▶ **Task prompt**:
Look through the data below and return each line where "picture" appears.

▶ **Dataset content**:
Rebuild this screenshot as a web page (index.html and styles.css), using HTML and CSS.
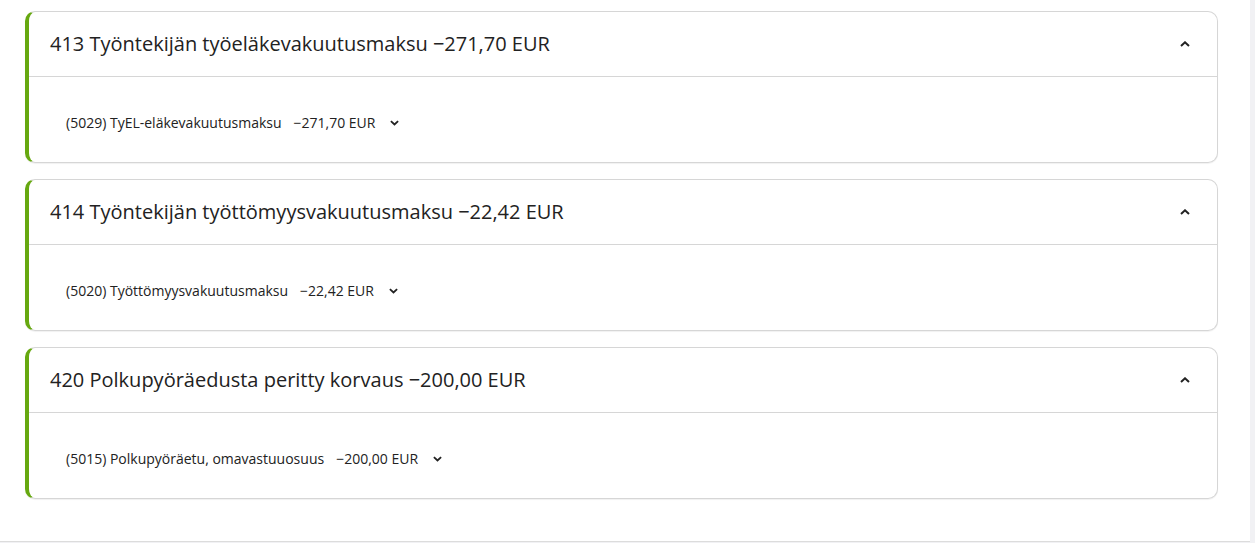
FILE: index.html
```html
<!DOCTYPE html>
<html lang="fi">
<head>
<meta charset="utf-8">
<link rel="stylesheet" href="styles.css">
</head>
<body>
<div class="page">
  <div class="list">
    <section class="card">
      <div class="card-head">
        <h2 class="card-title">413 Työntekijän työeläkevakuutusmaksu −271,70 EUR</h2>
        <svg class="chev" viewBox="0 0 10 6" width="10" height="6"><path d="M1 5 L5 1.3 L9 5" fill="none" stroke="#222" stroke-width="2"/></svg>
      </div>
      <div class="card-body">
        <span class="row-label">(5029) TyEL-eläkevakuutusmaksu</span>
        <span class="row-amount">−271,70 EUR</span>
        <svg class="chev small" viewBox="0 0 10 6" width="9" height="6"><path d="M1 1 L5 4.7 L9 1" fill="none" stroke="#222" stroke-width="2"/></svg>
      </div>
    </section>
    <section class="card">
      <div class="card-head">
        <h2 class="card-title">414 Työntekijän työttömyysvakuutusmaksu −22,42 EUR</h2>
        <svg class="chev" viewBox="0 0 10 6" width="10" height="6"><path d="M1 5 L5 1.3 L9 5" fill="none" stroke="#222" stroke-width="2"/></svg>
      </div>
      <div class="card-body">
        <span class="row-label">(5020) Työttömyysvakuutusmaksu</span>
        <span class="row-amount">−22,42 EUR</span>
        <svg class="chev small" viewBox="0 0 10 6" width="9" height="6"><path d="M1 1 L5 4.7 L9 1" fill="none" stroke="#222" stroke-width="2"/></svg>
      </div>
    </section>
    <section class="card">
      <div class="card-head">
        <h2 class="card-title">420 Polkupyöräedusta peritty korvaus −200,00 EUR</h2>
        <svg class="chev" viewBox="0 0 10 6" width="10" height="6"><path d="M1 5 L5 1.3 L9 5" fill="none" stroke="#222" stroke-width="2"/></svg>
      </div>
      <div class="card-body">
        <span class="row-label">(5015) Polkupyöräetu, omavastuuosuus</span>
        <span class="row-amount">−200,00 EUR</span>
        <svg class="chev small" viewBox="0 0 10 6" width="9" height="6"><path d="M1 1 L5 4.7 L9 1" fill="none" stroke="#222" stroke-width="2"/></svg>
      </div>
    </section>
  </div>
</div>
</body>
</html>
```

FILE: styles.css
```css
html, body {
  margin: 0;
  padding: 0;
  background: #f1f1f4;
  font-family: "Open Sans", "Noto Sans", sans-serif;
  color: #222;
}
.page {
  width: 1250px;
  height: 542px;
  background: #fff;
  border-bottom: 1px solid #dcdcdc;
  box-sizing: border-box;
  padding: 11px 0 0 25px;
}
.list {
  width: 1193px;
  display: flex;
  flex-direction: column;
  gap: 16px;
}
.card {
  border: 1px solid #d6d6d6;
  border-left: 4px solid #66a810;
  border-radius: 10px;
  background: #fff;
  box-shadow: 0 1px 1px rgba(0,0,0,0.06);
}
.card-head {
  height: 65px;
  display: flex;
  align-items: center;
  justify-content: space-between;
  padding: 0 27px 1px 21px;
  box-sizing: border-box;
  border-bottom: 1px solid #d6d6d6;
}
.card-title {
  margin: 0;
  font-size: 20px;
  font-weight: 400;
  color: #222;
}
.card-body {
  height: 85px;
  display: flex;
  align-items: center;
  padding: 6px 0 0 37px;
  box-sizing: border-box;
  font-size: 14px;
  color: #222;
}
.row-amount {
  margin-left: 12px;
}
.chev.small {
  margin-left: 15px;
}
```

* * *

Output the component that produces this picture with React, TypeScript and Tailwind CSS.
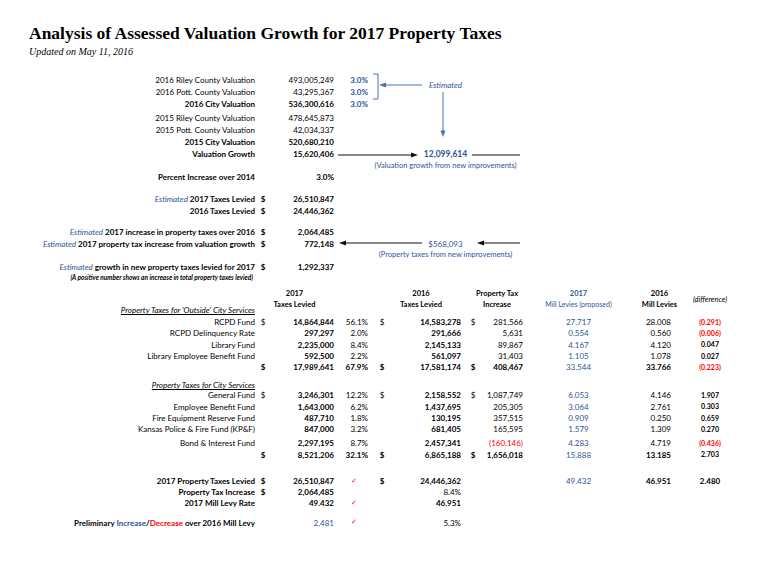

* * *

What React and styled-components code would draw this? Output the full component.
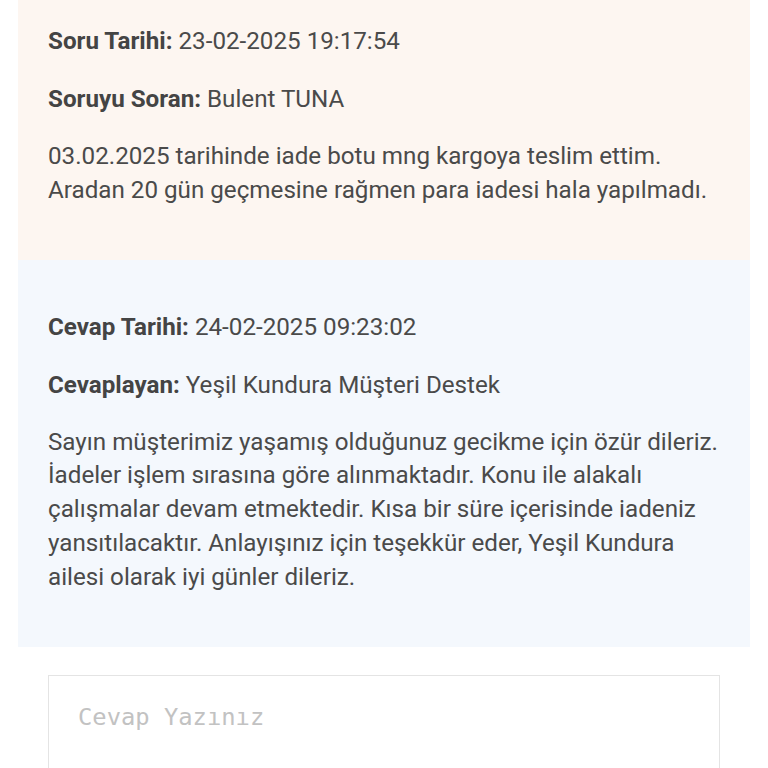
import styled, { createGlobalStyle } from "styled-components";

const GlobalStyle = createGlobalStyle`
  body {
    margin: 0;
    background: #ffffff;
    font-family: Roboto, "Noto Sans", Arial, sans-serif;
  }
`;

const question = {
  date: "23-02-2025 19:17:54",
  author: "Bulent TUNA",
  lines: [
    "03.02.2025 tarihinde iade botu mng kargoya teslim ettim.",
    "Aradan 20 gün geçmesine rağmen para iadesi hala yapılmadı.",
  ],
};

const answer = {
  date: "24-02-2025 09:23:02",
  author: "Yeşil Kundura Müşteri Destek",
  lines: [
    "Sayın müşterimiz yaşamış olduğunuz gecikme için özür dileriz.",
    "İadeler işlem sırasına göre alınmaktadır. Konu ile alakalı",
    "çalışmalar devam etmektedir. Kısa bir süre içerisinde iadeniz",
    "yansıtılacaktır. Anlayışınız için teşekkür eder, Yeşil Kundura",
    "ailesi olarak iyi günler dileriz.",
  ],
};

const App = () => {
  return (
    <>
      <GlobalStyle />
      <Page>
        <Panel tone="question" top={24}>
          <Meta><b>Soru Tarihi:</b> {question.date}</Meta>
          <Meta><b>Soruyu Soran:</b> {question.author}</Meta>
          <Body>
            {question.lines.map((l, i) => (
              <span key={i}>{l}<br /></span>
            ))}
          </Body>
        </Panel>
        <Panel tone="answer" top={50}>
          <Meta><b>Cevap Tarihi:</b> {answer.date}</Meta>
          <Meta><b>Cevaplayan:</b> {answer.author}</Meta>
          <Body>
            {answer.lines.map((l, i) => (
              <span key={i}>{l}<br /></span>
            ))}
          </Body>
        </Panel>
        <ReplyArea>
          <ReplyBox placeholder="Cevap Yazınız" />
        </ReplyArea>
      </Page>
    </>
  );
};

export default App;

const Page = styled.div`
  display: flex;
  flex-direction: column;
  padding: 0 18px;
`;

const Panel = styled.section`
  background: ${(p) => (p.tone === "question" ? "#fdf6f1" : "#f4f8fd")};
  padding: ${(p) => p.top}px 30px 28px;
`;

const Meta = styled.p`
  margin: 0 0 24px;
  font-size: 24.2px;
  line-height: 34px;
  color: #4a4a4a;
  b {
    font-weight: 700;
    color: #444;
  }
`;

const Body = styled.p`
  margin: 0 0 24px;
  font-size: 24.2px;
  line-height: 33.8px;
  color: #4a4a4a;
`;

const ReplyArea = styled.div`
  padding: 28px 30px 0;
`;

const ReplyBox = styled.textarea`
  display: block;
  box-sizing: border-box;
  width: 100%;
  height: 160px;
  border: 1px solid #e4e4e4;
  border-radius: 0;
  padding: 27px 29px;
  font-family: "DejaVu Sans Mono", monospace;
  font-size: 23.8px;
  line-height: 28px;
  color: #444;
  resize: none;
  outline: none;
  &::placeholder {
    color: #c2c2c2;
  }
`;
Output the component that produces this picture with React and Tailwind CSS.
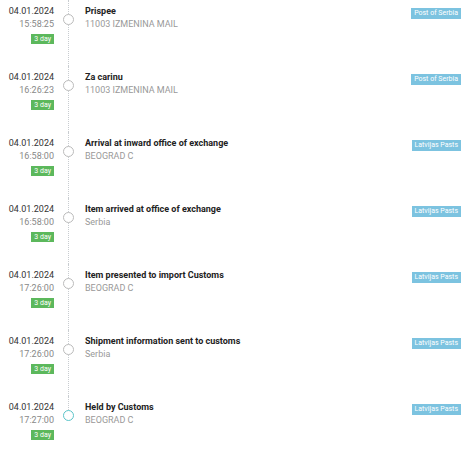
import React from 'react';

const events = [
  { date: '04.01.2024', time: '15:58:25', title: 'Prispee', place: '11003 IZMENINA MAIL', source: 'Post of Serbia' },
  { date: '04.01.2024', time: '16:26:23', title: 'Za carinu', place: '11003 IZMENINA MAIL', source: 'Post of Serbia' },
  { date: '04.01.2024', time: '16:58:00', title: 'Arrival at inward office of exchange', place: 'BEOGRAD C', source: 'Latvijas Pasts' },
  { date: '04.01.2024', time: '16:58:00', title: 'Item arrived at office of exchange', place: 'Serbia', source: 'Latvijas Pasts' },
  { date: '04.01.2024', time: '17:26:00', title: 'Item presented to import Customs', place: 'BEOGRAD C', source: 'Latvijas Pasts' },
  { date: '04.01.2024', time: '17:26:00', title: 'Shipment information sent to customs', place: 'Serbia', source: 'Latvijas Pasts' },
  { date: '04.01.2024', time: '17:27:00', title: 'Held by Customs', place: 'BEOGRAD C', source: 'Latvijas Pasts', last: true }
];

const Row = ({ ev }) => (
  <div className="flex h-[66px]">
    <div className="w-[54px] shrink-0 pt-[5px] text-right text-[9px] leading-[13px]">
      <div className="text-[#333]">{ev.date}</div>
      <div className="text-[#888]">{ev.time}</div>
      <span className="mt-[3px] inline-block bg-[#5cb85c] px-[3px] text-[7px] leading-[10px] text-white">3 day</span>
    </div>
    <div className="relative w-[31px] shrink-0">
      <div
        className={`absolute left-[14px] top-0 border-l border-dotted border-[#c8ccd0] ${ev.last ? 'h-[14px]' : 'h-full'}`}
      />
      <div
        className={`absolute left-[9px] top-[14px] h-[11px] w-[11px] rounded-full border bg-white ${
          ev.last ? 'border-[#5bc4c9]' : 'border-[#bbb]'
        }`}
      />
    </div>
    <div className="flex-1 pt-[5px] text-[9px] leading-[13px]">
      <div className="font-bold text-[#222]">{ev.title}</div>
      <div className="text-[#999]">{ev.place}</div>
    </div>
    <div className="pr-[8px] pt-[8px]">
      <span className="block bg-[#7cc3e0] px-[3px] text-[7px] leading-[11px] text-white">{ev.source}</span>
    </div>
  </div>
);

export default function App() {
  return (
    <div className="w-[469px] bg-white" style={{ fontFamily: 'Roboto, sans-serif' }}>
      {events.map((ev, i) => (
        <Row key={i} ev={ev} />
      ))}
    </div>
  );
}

▶ **Output of the exercise**:
Output the component that produces this picture with React, TypeScript and Tailwind CSS.
Output the component that produces this picture with React and Tailwind CSS.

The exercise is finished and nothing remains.